通常はインフレやデフレと同様に略して「リフレ」と呼ばれ、日本語では「通貨再膨張」とも訳される。
wikipedia先生には何でも書いてあって便利だなぁ。
つまり、小渕政権や麻生政権が行った財政出動や減税などのパッケージ政策がこれに当たるのですね。

しかしマイルドインフレと言ってもその制御は難しいため、慎重になる気持ちはよくわかるのです。
そこで出てくるのがインフレ・ターゲット(以下インタゲ)。
中央銀行(日本では日銀です。)が目標値を設定し、その数値に合わせて通貨供給量を調節することで
マイルドインフレの状態に持っていこうというものですが、日銀はインタゲには否定的です。働けよ

日本が破綻するシナリオが好きな方々は総じてリフレ政策に対して否定的ですが、
この20年、彼らの言うように緊縮財政・増税を繰り返した結果、デフレから脱却できていません。
それなら一度リフレに賭けてみてもいいじゃないか。
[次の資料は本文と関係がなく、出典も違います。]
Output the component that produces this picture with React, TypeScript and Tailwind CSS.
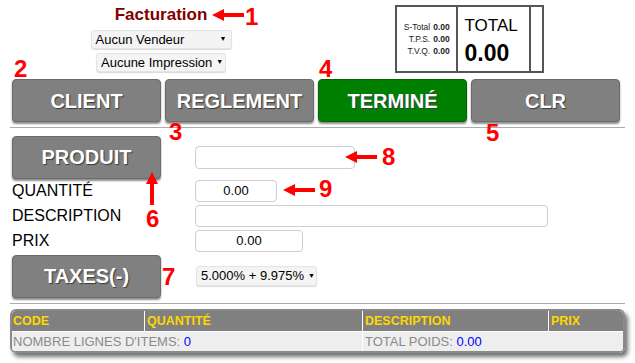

実際個人的な肌感覚だけの話ですが、
この20年でほんのり景気回復の匂いがしたのは小渕さんと麻生さんの後だけでした。
この2つの政権に共通するのが財政出動です。
民主党にやらせてみようとかTPP参加なんて骨折した馬に全財産賭けるようなもんですが、
リフレ政策はそれよりもずっと勝ち目のある話だと思いますね。